Бог благодарит Иова за стойкость веры, — увеличивает его стадо, прибавляет детей и внуков в его семье и продлевает годы жизни. Но для Лермонтова ценность может иметь только то, что бессмертно: «Страшно подумать, что настанет день, когда не сможешь сказать: я! При этой мысли весь мир не что иное, как ком грязи»[229]. Временное не имеет цены, следовательно, и жизнь человека цены не имеет. «Что толку жить!... » — количественно-линейное понимание времени жизни приводит поэта в отчаяние своей бессмысленностью. «Для чего я не родился этой синею волной?» — и он противопоставляет такому пониманию мечту о вечности жизни. Лермонтов то натуралистически интерпретирует вечную жизнь и вечную любовь как соединение двух душ в загробном царстве («Гость»), то воображает возможность временного возвращения души умершего в этот мир («Пись­мо»), то лелеет надежду на возрождение человека после смерти в новой жизни («Валерик»). И, наконец, он отказывается от количественного понимания ценности времени жизни и линейно понимаемой вечности.

Демон – Тамаре:

... Что без тебя мне эта вечность,
Моих владений бесконечность?
Пустые звучные слова,
Обширный храм — без божества!.

В этом изменении сыграло роль и появившееся представление о том, что на том свете «родственные души», — самое дорогое для Лермонтова – даже не узнают друг друга. Юрий: «Нет другого света... есть хаос... он поглощает племена... и мы в нем исчезнем... мы никогда не увидимся» («Люди и страсти»[230]). Эта же мысль в поэме «Де­мон» и в стихотворении «Они любили друг друга так долго и нежно». Время продолжает нести основную нагрузку в космологии Лермонтова, но оно перестает быть единственным критерием. В стихотворении «... Я не унижусь пред тобою» появляется вторая ось координат — любовь и жизнь.

... Я дал бы миру дар чудесный,
А мне за то бессмертье он —

Оказывается, бессмертие дает человеку содержание его отношений с миром, в котором он живет, т. е. смысл, а не количество дней его жизни. Критерий физического бессмертия бессмыслен, потому что он не включает понятия смысла жизни. Мерой времени жизни является не бесконечность, беспредельность, безмерность и потусторонность, а такое качество земного, ценность которого по силе, глубине, масштабности сопоставима с ценностью бесконечного. Таким земным является любовь.

Демон-Тамаре: …Лишь только я тебя увидел -
И тайно вдруг возненавидел
Бессмертие и власть мою.
Я позавидовал невольно
Неполной радости земной ...

Арсений: …Что без нее земля и рай?

Одни лишь звучные слова,

Блестящий храм - без божества!

«Боярин Орша»[231]

Та же мысль в поэме «Исповедь»:

Увы!
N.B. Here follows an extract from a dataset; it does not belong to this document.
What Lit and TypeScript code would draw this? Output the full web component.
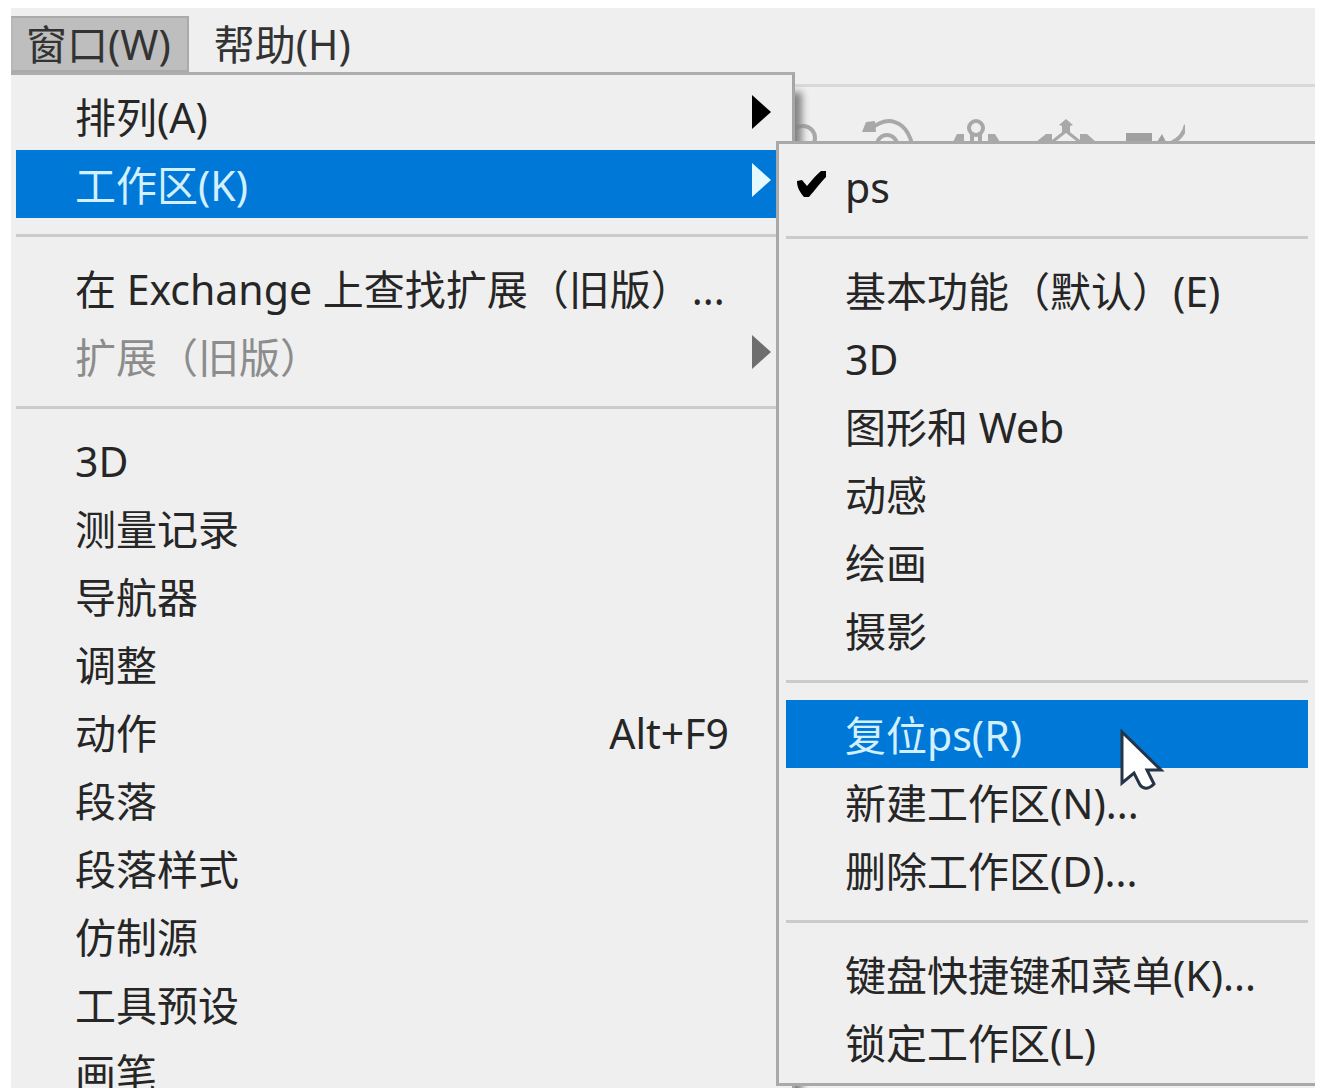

Отдай ты мне назад

Ее улыбку, милый взгляд,

Отдай мне свежие уста,

И голос сладкий, как мечта…

Один лишь слабый звук отдай…

О! старец! что такое рай?...

«Исповедь»[232]

Время только то­гда имеет смысл, когда становится временем любви. Абсолютна попытка понять смысл жизни, а не количество прожитых дней, — таков важный вывод философии Лермонтова. Этот вывод есть начало альтернативы ветхозаветному решению проблемы теодицеи и переходом к ее новозаветному решению.

Открытием любви и диалога как альтернативы потусторонности Лермонтов окончательно ответил Иову. Поэта более не интересует ветхозаветный вопрос о том, в какой степени страдание человека заслуженно. Он нашел смысл жизни в протесте против «ложно общего, неправедно узаконенного, что не имело разумных прав на подчинение себе личности» (И. С. Тургенев[233]). Лермонтовский протест был позитивен, он искал альтернативу ветхозаветности в «оправдании повседневности» (Б. Л. Пастернак[234]). Таков основной философский итог его поиска.

Любовь как синтез небесного и земного, трансцендентного

и имманентного.

«Человек природный», «человек справедливый», «человек бесконечно живущий» — это все формы потусторонней и монологичной интерпретации высшей нравственности, характерные для российского традиционного, православно-языческого сознания. И Лермонтов противопоставляет им свое, альтернативное понимание высшей нравственно­сти. В поэме «Демон» и в трагедиях «Люди и страсти», «Испанцы», «Стран­ный человек», «Вадим» поэт, по существу, соотносит свое понимание нравственности с основным постулатом православия. Согласно этому постулату человек не любит Бога и поэтому грешит, и поэтому Бог наказывает человека за грехи, и поэтому в своих несчастьях виноват человек. Лермонтов противопоставляет этой нравственности свою парадоксальную логику, — человек не любит Бога, потому что Бог не любит человека, — виновен Бог. На первый взгляд кажется, что правомерность обвинения самого человека в его неудачах очевидна с любой, в том числе и с религиозной точки зрения. Но при внимательном прочтении Библии оказывается, что критика отношений между потусторонним Богом и человеком является методологически отправной точкой не только лермонтовской критики. Это этически и эстетически отправная точка отпадения от Бога человека вообще. Оказывается, что ветхозаветные библеисты чувствовали правоту этого лермонтовского обвинения. Это видно хотя бы из псалома Давида: «Истомились глаза мои от ожидания Бога моего»[235] и из слов Исайи: «О, если бы Ты расторг небеса и сошел!»[236]. Вот почему евангелисты должны были отказаться от абсолютизации потусторонности Бога. Бог спустился на землю и стал общедоступен. Иисус: «Я с вами во все дни до скончания века»[237], — «Се, стою у двери и стучу»[238].